Our equity investment performance continues to be excellent, with over 95% of private asset management AUM exceeding benchmarks over a one year and three-year basis, and approximately 86% of mutual fund AUM beating benchmarks for one year and 75% for a three-year basis, and we've only just started expanding in Europe and Asia.
A significant portion of our asset management business comes from our acquisition of Neuberger Berman in 2003. Since that time, the Neuberger Berman franchise has more than doubled in size and we believe the value of the business significantly exceeds the approximately $3 billion of goodwill we currently have on our books.
Moving to our capital markets segment, we posted revenues of negative $2.4 billion compared with $1.7 billion in the sequential period, and $3.6 billion in the second quarter of last year. While these results were significantly impacted by the mark-to-market adjustments and other losses I noted earlier, our client franchise remains strong.

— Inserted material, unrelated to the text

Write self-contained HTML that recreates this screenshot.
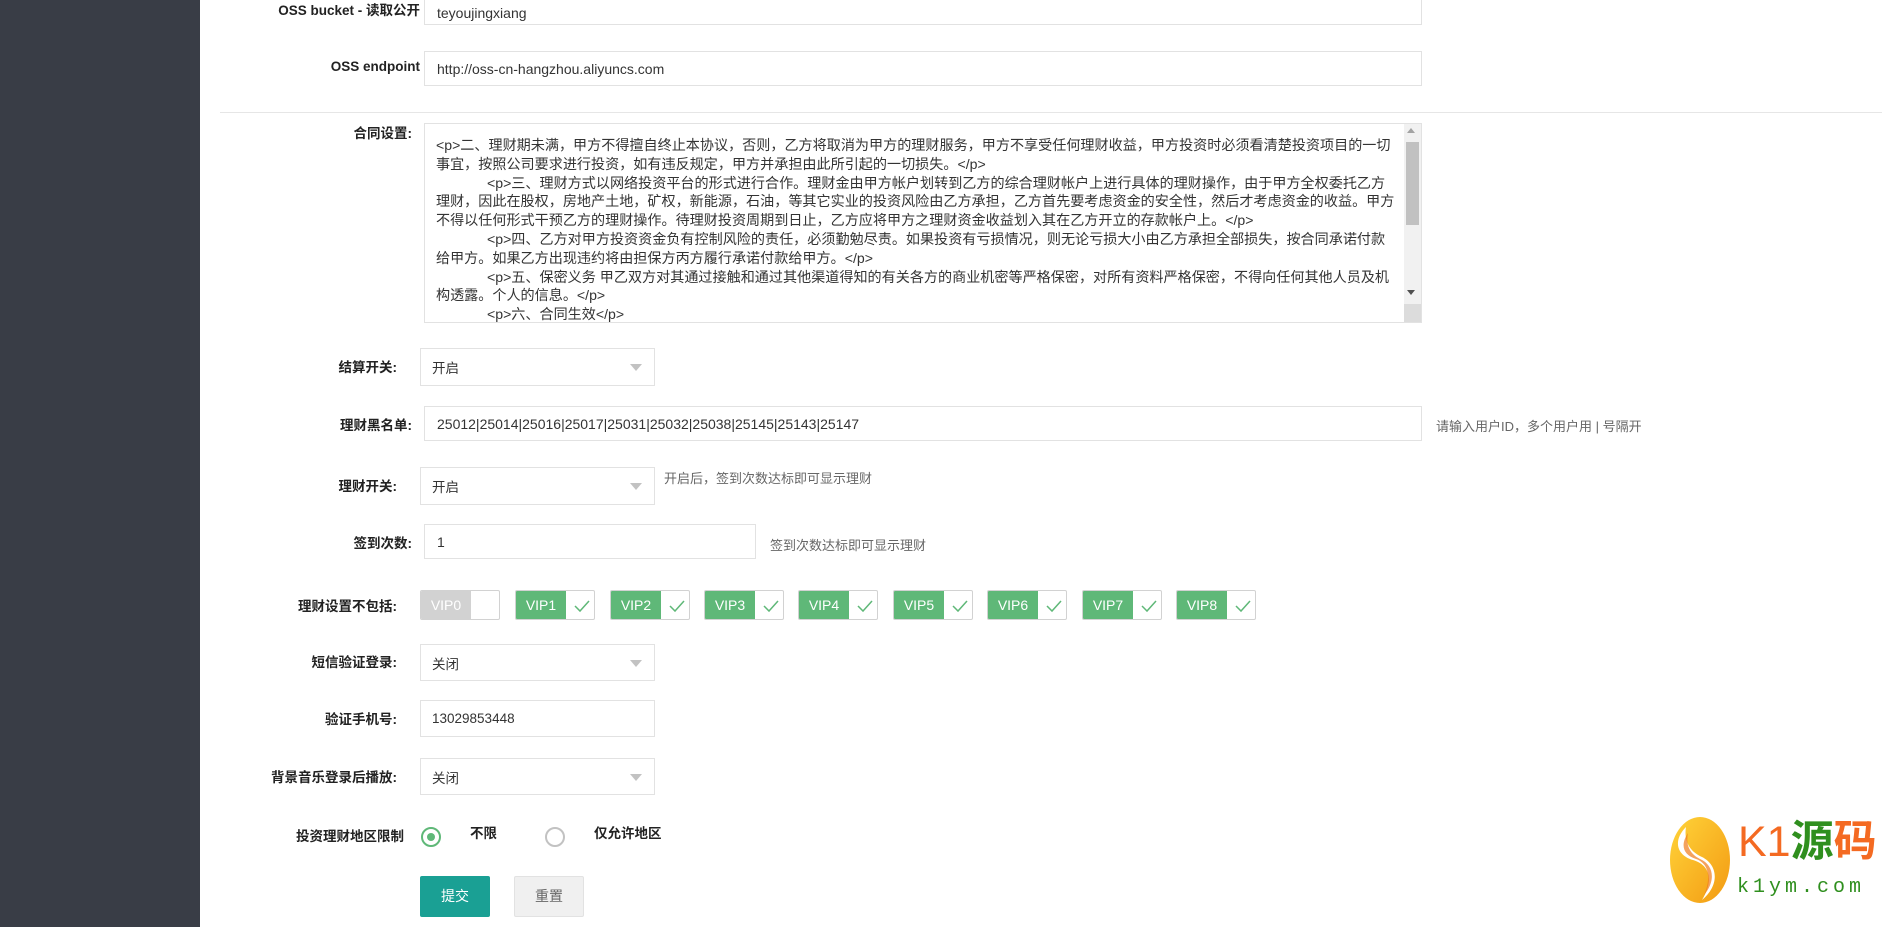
<!DOCTYPE html>
<html><head><meta charset="utf-8"><style>
*{box-sizing:border-box;margin:0;padding:0}
body{width:1899px;height:927px;overflow:hidden;background:#fff;font-family:"Liberation Sans","Noto Sans CJK SC",sans-serif;color:#333;position:relative}
.sb{position:absolute;left:0;top:0;width:200px;height:927px;background:#393d46}
.a{position:absolute}
.lbl{position:absolute;font-size:13.5px;font-weight:bold;color:#222;text-align:right;white-space:nowrap;margin-top:-2px}
.inp{position:absolute;border:1px solid #e2e2e2;background:#fff;font-size:14px;color:#333;padding-left:12px;display:flex;align-items:center;white-space:nowrap}
.sel{position:absolute;border:1px solid #e2e2e2;background:#fff;font-size:13.5px;color:#333;padding-left:11px;display:flex;align-items:center}
.sel:after{content:"";position:absolute;right:12px;top:50%;margin-top:-3px;border:6px solid transparent;border-top:7px solid #c2c2c2;border-bottom:0}
.help{position:absolute;font-size:13px;color:#666;white-space:nowrap}
.vip{position:absolute;top:590px;width:80px;height:30px;border:1px solid #d2d2d2;border-radius:2px;background:#fff;overflow:hidden}
.vip span{position:absolute;left:0;top:0;width:50px;height:30px;background:#5fb878;color:#fff;font-size:14px;line-height:29px;text-align:center}
.vip.off span{background:#d2d2d2}
.vip svg{position:absolute;left:58px;top:8px}
.ta{position:absolute;left:424px;top:123px;width:998px;height:200px;border:1px solid #e2e2e2;overflow:hidden}
.ta .t{position:absolute;left:11px;top:12px;width:960px;font-size:14.1px;line-height:18.8px;color:#333;white-space:nowrap}
.ind{display:inline-block;width:51px}
.scr{position:absolute;right:0;top:0;width:17px;height:198px;background:#f1f1f1}
</style></head><body>
<div class="sb"></div>

<div class="lbl" style="right:1479px;top:1px">OSS bucket - 读取公开</div>
<div class="inp" style="left:424px;top:-10px;width:998px;height:35px;padding-top:10px">teyoujingxiang</div>

<div class="lbl" style="right:1479px;top:61px">OSS endpoint</div>
<div class="inp" style="left:424px;top:51px;width:998px;height:35px">http://oss-cn-hangzhou.aliyuncs.com</div>

<div class="a" style="left:220px;top:112px;width:1662px;height:1px;background:#e6e6e6"></div>

<div class="lbl" style="right:1487px;top:124px">合同设置:</div>
<div class="ta"><div class="t">
&lt;p&gt;二、理财期未满，甲方不得擅自终止本协议，否则，乙方将取消为甲方的理财服务，甲方不享受任何理财收益，甲方投资时必须看清楚投资项目的一切<br>
事宜，按照公司要求进行投资，如有违反规定，甲方并承担由此所引起的一切损失。&lt;/p&gt;<br>
<span class="ind"></span>&lt;p&gt;三、理财方式以网络投资平台的形式进行合作。理财金由甲方帐户划转到乙方的综合理财帐户上进行具体的理财操作，由于甲方全权委托乙方<br>
理财，因此在股权，房地产土地，矿权，新能源，石油，等其它实业的投资风险由乙方承担，乙方首先要考虑资金的安全性，然后才考虑资金的收益。甲方<br>
不得以任何形式干预乙方的理财操作。待理财投资周期到日止，乙方应将甲方之理财资金收益划入其在乙方开立的存款帐户上。&lt;/p&gt;<br>
<span class="ind"></span>&lt;p&gt;四、乙方对甲方投资资金负有控制风险的责任，必须勤勉尽责。如果投资有亏损情况，则无论亏损大小由乙方承担全部损失，按合同承诺付款<br>
给甲方。如果乙方出现违约将由担保方丙方履行承诺付款给甲方。&lt;/p&gt;<br>
<span class="ind"></span>&lt;p&gt;五、保密义务 甲乙双方对其通过接触和通过其他渠道得知的有关各方的商业机密等严格保密，对所有资料严格保密，不得向任何其他人员及机<br>
构透露。个人的信息。&lt;/p&gt;<br>
<span class="ind"></span>&lt;p&gt;六、合同生效&lt;/p&gt;
</div>
<div class="scr"><div class="a" style="left:3px;top:4px;border:4px solid transparent;border-bottom:5px solid #a3a3a3;border-top:0"></div><div class="a" style="left:2px;top:18px;width:13px;height:83px;background:#c1c1c1"></div><div class="a" style="left:3px;top:166px;border:4px solid transparent;border-top:5px solid #505050;border-bottom:0"></div><div class="a" style="left:0;top:180px;width:17px;height:18px;background:#dcdcdc"></div></div>
</div>

<div class="lbl" style="right:1502px;top:358px">结算开关:</div>
<div class="sel" style="left:420px;top:348px;width:235px;height:38px">开启</div>

<div class="lbl" style="right:1487px;top:416px">理财黑名单:</div>
<div class="inp" style="left:424px;top:406px;width:998px;height:35px">25012|25014|25016|25017|25031|25032|25038|25145|25143|25147</div>
<div class="help" style="left:1436px;top:416px">请输入用户ID，多个用户用 | 号隔开</div>

<div class="lbl" style="right:1502px;top:477px">理财开关:</div>
<div class="sel" style="left:420px;top:467px;width:235px;height:38px">开启</div>
<div class="help" style="left:664px;top:468px">开启后，签到次数达标即可显示理财</div>

<div class="lbl" style="right:1487px;top:534px">签到次数:</div>
<div class="inp" style="left:424px;top:524px;width:332px;height:35px">1</div>
<div class="help" style="left:770px;top:535px">签到次数达标即可显示理财</div>

<div class="lbl" style="right:1502px;top:597px">理财设置不包括:</div>
<div class="vip off" style="left:420px"><span>VIP0</span></div>
<div class="vip" style="left:515px"><span>VIP1</span><svg width="16" height="14"><path d="M1 7l5 5 9-10" fill="none" stroke="#5fb878" stroke-width="1.5"/></svg></div>
<div class="vip" style="left:610px"><span>VIP2</span><svg width="16" height="14"><path d="M1 7l5 5 9-10" fill="none" stroke="#5fb878" stroke-width="1.5"/></svg></div>
<div class="vip" style="left:704px"><span>VIP3</span><svg width="16" height="14"><path d="M1 7l5 5 9-10" fill="none" stroke="#5fb878" stroke-width="1.5"/></svg></div>
<div class="vip" style="left:798px"><span>VIP4</span><svg width="16" height="14"><path d="M1 7l5 5 9-10" fill="none" stroke="#5fb878" stroke-width="1.5"/></svg></div>
<div class="vip" style="left:893px"><span>VIP5</span><svg width="16" height="14"><path d="M1 7l5 5 9-10" fill="none" stroke="#5fb878" stroke-width="1.5"/></svg></div>
<div class="vip" style="left:987px"><span>VIP6</span><svg width="16" height="14"><path d="M1 7l5 5 9-10" fill="none" stroke="#5fb878" stroke-width="1.5"/></svg></div>
<div class="vip" style="left:1082px"><span>VIP7</span><svg width="16" height="14"><path d="M1 7l5 5 9-10" fill="none" stroke="#5fb878" stroke-width="1.5"/></svg></div>
<div class="vip" style="left:1176px"><span>VIP8</span><svg width="16" height="14"><path d="M1 7l5 5 9-10" fill="none" stroke="#5fb878" stroke-width="1.5"/></svg></div>

<div class="lbl" style="right:1502px;top:653px">短信验证登录:</div>
<div class="sel" style="left:420px;top:644px;width:235px;height:37px">关闭</div>

<div class="lbl" style="right:1502px;top:710px">验证手机号:</div>
<div class="sel" style="left:420px;top:700px;width:235px;height:37px;">13029853448</div>
<div class="a" style="left:630px;top:710px;width:20px;height:20px;background:#fff"></div>

<div class="lbl" style="right:1502px;top:768px">背景音乐登录后播放:</div>
<div class="sel" style="left:420px;top:758px;width:235px;height:37px">关闭</div>

<div class="lbl" style="right:1495px;top:827px">投资理财地区限制</div>
<div class="a" style="left:421px;top:827px;width:20px;height:20px;border:2px solid #5fb878;border-radius:50%"><div class="a" style="left:4px;top:4px;width:8px;height:8px;border-radius:50%;background:#5fb878"></div></div>
<div class="lbl" style="left:470px;top:824px;text-align:left">不限</div>
<div class="a" style="left:545px;top:827px;width:20px;height:20px;border:2px solid #c2c2c2;border-radius:50%"></div>
<div class="lbl" style="left:594px;top:824px;text-align:left">仅允许地区</div>

<div class="a" style="left:420px;top:876px;width:70px;height:41px;background:#1aa094;border-radius:2px;color:#fff;font-size:14px;line-height:41px;text-align:center">提交</div>
<div class="a" style="left:514px;top:876px;width:70px;height:41px;background:#f0f0f0;border:1px solid #e2e2e2;border-radius:2px;color:#666;font-size:14px;line-height:39px;text-align:center">重置</div>

<svg class="a" style="left:1668px;top:815px" width="64" height="90" viewBox="0 0 64 90">
<defs><linearGradient id="g" x1="0" y1="0" x2="1" y2="1"><stop offset="0" stop-color="#ffd43a"/><stop offset="1" stop-color="#f39a12"/></linearGradient></defs>
<ellipse cx="32" cy="45" rx="30" ry="43" fill="url(#g)"/>
<path d="M18 12 C5 25 8 40 25 45 C42 50 46 65 34 85 C52 70 50 50 34 42 C20 36 16 24 18 12Z" fill="#fff"/>
<path d="M20 18 C12 30 15 40 28 44 C40 48 44 62 36 80 C48 66 46 50 32 44 C20 38 18 28 20 18Z" fill="#f07a1a" opacity=".7"/>
</svg>
<div class="a" style="left:1738px;top:814px;font-size:43px;line-height:56px;font-family:'Liberation Sans','Noto Sans CJK SC',sans-serif;white-space:nowrap"><span style="color:#f46a22">K1</span><span style="color:#2f8f1e;font-weight:bold">源</span><span style="color:#f46a22;font-weight:bold">码</span></div>
<div class="a" style="left:1737px;top:876px;font-size:20px;letter-spacing:4px;color:#2f8f1e;font-family:'Liberation Mono',monospace;white-space:nowrap">k1ym.com</div>
</body></html>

Our business model in capital markets is focused on servicing client activity and we have an internal metric for valuing and measuring client revenues. Capital markets' client revenues for the first six months of 2008 were up 30% versus the first half of 2007. In the second quarter, client revenues were down 3% from a strong first quarter, and up 14% over last year. To put these results in context, capital markets' client revenues have grown by an average of 24% per year for the past three fiscal years.
In the fixed income segment of capital markets, client revenues for the first half of 2008 grew 40% over the first half of last year, including growth of over 35% in each of our regions. Our second quarter client revenues were down 2% from the first quarter, and up 27% versus last year. Year-to-date, our fixed income trading market share in the U.S. grew to 13.1% from 12.2% in 2007.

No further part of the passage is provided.